The geologic youth of shallow reservoirs, particularly offshore, means they are formed of unconsolidated sands that can shift and actually flow as gas is produced. To combat this problem, the reservoirs are treated, as are most offshore gas formations, with gravel packs. Gravel packs are a system of sand packed into screens that have been run with the production tubing. When sand is flowed into these screens they form filters to prevent formation sand moving into the wellbore with the produced gas, eventually plugging flow.
Lack of gas compression (back to top)
The lack of gas compression in these zones also means gravel packs, once in place, must themselves not become a source of flow resistance. Such a situation can easily arise as a result of the chemical compounds, known as gels, which provide the viscosity necessary to carry the sand in solution from surface to formation. Once the sand has been deposited in the screens, the gels must break up, either as a function of temperature or time, and dissolve into a water-like compound that can be washed from between the sand particles they once buoyed.
Also as a consequence of low gas compression, these formations must cover considerable acreage in order to contain enough gas in place to justify development economically. And while these young formations tend to possess good continuity and, therefore, the ability to flow across the reservoir, the reserves must be produced quickly to attain the rate of return so important to operators' bottom lines.
Though intuitively one would expect the opposite to be the case, these low-pressure gas zones often require heavier-walled tubulars than do normally pressured ones. This is because they must be forced to produce at rates sufficient to pay for themselves. And since these gases are not compressed, the only way to increase the amount of gas flowed per unit of time is to increase flow velocity. In many instances, that velocity must approach what is often termed erosive velocity, around 55 ft per second, and as the name implies a velocity at which the gas will cut through standard tubing.
Of course, to reach these velocities, almost from the first, these wells must be assisted by compressors. On land this is not often a significant problem as in the larger scheme of things compressors are not particularly costly.
But offshore, though the cost of compressors represents even less a percentage of project overall costs, the space that must be allotted to support them can have considerable impact on capital expenditures. That is because in most offshore production budgets, the greatest initial outlay is for the platform. The cost difference between a basic platform on which a few christmas trees are housed and one with sufficient surface area to place a compressor is substantial. In some instances, it is a difference sufficient to scuttle an otherwise economic project.

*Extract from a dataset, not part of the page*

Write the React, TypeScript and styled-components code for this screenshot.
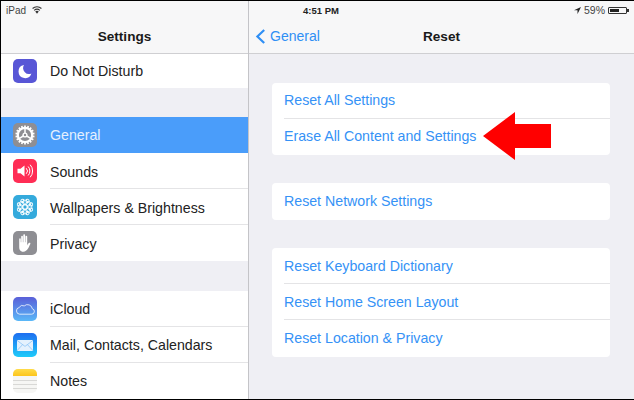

The problems associated with producing shallow, low-pressure, high-volume, gas are many. But given sufficient reservoir acreage and available surface space many smaller companies are cashing in on these formations on which larger companies are loath to spend money and talent or have missed entirely in pursuit of other prizes in the area. And as gas prices rise and technologies such as shallow seismic and multilaterals become more common and less expensive, the opportunities for companies in these shallow gas plays will only improve.